Effects of digoxin on the failing heart
• Increased force of contraction of the ventricular muscle (Fig. 5.2). This action is due to an increase in calcium ions in cardiac muscle cells (direct action; see above). In large doses this may be associated with increased excitability of the ventricle.
Figure 5.2 |
• Depression of conduction in the atrioventricular (AV) node and the bundle of His (Fig. 5.3). This action does not affect the heart in sinus rhythm, but in atrial fibrillation it decreases the number of impulses reaching the ventricles from the fibrillating atria, and thus decreases the rate of ventricular contraction.
Figure 5.3 |
• Slowing of the heart rate, partially due to increased activity of the vagus nerve (indirect action; see above) and partly to a direct action on the sinoatrial (SA) node.

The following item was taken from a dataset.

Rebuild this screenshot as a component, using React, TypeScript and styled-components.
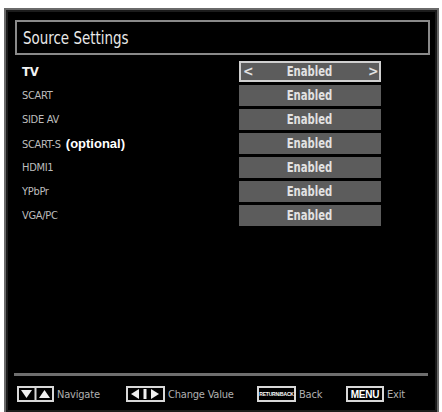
import React from "react";
import styled, { createGlobalStyle } from "styled-components";

const GlobalStyle = createGlobalStyle`
  html, body {
    margin: 0;
    padding: 0;
    background: #fff;
  }
  body {
    font-family: "DejaVu Sans", "Liberation Sans", sans-serif;
  }
`;

const narrow = `"DejaVu Sans Condensed", "Liberation Sans Narrow", "Roboto Condensed", "DejaVu Sans", sans-serif`;

const Page = styled.div`
  width: 442px;
  height: 412px;
  padding: 8px 3px 0 4px;
  box-sizing: border-box;
  background: #fff;
`;

const Screen = styled.div`
  height: 404px;
  box-sizing: border-box;
  background: #000;
  border: 2px solid #6a6a6a;
  border-bottom: none;
  box-shadow: inset 0 0 0 2px #1c1c1c;
  padding: 10px 7px 0 9px;
  display: flex;
  flex-direction: column;
`;

const TitleBox = styled.div`
  height: 35px;
  box-sizing: border-box;
  border: 2px solid #8a8a8a;
  display: flex;
  align-items: center;
  padding: 0 0 1px 6px;
  font-family: ${narrow};
  font-stretch: condensed;
  font-size: 18px;
  color: #e8e8e8;
`;

const Squeezed = styled.span<{ $scale: number }>`
  display: inline-block;
  transform: scaleX(${(p) => p.$scale});
  white-space: nowrap;
`;

const TitleText = styled(Squeezed)`
  transform-origin: left center;
`;

const List = styled.div`
  margin-top: 6px;
  display: flex;
  flex-direction: column;
  gap: 3px;
  flex: 1;
`;

const Row = styled.div`
  display: grid;
  grid-template-columns: 224px 142px;
  align-items: center;
  height: 21px;
`;

const Label = styled.div<{ $active?: boolean }>`
  padding-left: 7px;
  font-family: ${narrow};
  font-stretch: condensed;
  font-size: ${(p) => (p.$active ? "13px" : "11px")};
  font-weight: ${(p) => (p.$active ? 700 : 400)};
  color: ${(p) => (p.$active ? "#f2f2f2" : "#bdbdbd")};
  letter-spacing: -0.3px;
  white-space: nowrap;
`;

const Note = styled.span`
  font-family: "Liberation Sans", Arial, sans-serif;
  font-weight: 700;
  font-size: 13px;
  color: #fff;
  letter-spacing: 0;
  margin-left: 5px;
`;

const Value = styled.div<{ $active?: boolean }>`
  height: 21px;
  box-sizing: border-box;
  background: #5c5c5c;
  border: ${(p) => (p.$active ? "2px solid #d0d0d0" : "none")};
  display: flex;
  align-items: center;
  justify-content: space-between;
  padding: 0 3px 1px 2px;
  font-family: ${narrow};
  font-stretch: condensed;
  font-size: 14px;
  font-weight: 700;
  color: #e2e2e2;
`;

const Arrow = styled.span<{ $hidden?: boolean }>`
  width: 8px;
  font-size: 14px;
  visibility: ${(p) => (p.$hidden ? "hidden" : "visible")};
`;

const Footer = styled.div`
  border-top: 3px solid #6e6e6e;
  margin: 0 2px 0 -1px;
  height: 36px;
  display: flex;
  align-items: center;
  padding-left: 3px;
  font-family: ${narrow};
  font-stretch: condensed;
  font-size: 11px;
  color: #b0b0b0;
  letter-spacing: -0.2px;
`;

const Hint = styled.div<{ $width: number }>`
  width: ${(p) => p.$width}px;
  display: flex;
  align-items: center;
  gap: 3px;
`;

const KeyBox = styled.div<{ $w: number }>`
  width: ${(p) => p.$w}px;
  height: 16px;
  box-sizing: border-box;
  border: 2px solid #d8d8d8;
  display: flex;
  align-items: center;
  justify-content: center;
  color: #fff;
`;

const MenuText = styled.span`
  font-family: "Liberation Sans", Arial, sans-serif;
  font-weight: 700;
  font-size: 10px;
  letter-spacing: -0.2px;
`;

const ReturnText = styled.span`
  font-family: "Liberation Sans", Arial, sans-serif;
  font-weight: 700;
  font-size: 5px;
  color: #fff;
`;

const rows = ["TV", "SCART", "SIDE AV", "SCART-S", "HDMI1", "YPbPr", "VGA/PC"];

const NavIcon = () => (
  <svg width="37" height="16" viewBox="0 0 37 16">
    <rect x="1" y="1" width="35" height="14" fill="none" stroke="#d8d8d8" strokeWidth="2" />
    <line x1="18.5" y1="1" x2="18.5" y2="15" stroke="#d8d8d8" strokeWidth="2" />
    <polygon points="4,4 15,4 9.5,12" fill="#f0f0f0" />
    <polygon points="22,12 33,12 27.5,4" fill="#f0f0f0" />
  </svg>
);

const ChangeIcon = () => (
  <svg width="39" height="16" viewBox="0 0 39 16">
    <rect x="1" y="1" width="37" height="14" fill="none" stroke="#d8d8d8" strokeWidth="2" />
    <polygon points="13,3 13,13 5,8" fill="#f0f0f0" />
    <rect x="17.5" y="3" width="3" height="10" fill="#f0f0f0" />
    <polygon points="25,3 25,13 33,8" fill="#f0f0f0" />
  </svg>
);

export default function App() {
  return (
    <Page>
      <GlobalStyle />
      <Screen>
        <TitleBox>
          <TitleText $scale={0.83}>Source Settings</TitleText>
        </TitleBox>
        <List>
          {rows.map((name, i) => (
            <Row key={name}>
              <Label $active={i === 0}>
                {name}
                {name === "SCART-S" && <Note>(optional)</Note>}
              </Label>
              <Value $active={i === 0}>
                <Arrow $hidden={i !== 0}>&lt;</Arrow>
                <Squeezed $scale={0.8}>Enabled</Squeezed>
                <Arrow $hidden={i !== 0}>&gt;</Arrow>
              </Value>
            </Row>
          ))}
        </List>
        <Footer>
          <Hint $width={109}>
            <NavIcon />
            Navigate
          </Hint>
          <Hint $width={131}>
            <ChangeIcon />
            Change Value
          </Hint>
          <Hint $width={89}>
            <KeyBox $w={39}>
              <ReturnText>RETURN/BACK</ReturnText>
            </KeyBox>
            Back
          </Hint>
          <Hint $width={70}>
            <KeyBox $w={38}>
              <MenuText>MENU</MenuText>
            </KeyBox>
            Exit
          </Hint>
        </Footer>
      </Screen>
    </Page>
  );
}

Diuretic effects of digoxin
Digoxin may cause a powerful diuresis after administration to patients with heart failure. This effect is not seen in patients with healthy hearts. The diuretic effect is due to the inotropic action of digoxin. In patients with heart failure, the increased preload (venous pressure) pushes fluid out of the capillary beds into the tissues and causes oedema. The restored power of the heart reduces the preload, which in turn allows extravascular fluid to re-enter the circulation and be eliminated through normal fluid control via the kidneys.
Plasma monitoring of digoxin
Plasma levels of digoxin should be monitored, the correct therapeutic range being between 0.9 and 2 micrograms/litre (the sample is taken at least 6 hours after dosing). There is, however, considerable interpersonal variation and the estimation of plasma levels is more useful to confirm non-compliance or overdose than in the control of treatment, where clinical observation is usually adequate. It will be noted that the action of these drugs lasts for several days. This is due not only to slow elimination but also because, once bound to cardiac muscle, their action is prolonged.
Adverse effects and toxicity of digoxin
There is a relatively small difference between the therapeutic dose of digoxin and the toxic dose, i.e. digoxin has a low therapeutic index, so dosage should be carefully regulated. Elderly patients, especially those with renal impairment and with hypothyroidism, are more liable to suffer adverse effects. The nurse should keep a watch for toxicity and should know the common manifestations of overdose:
• Undue slowing of the heart due to excessive effect on the conducting system or the SA node. A pulse rate below 60 indicates that the drug should be omitted for a day or two.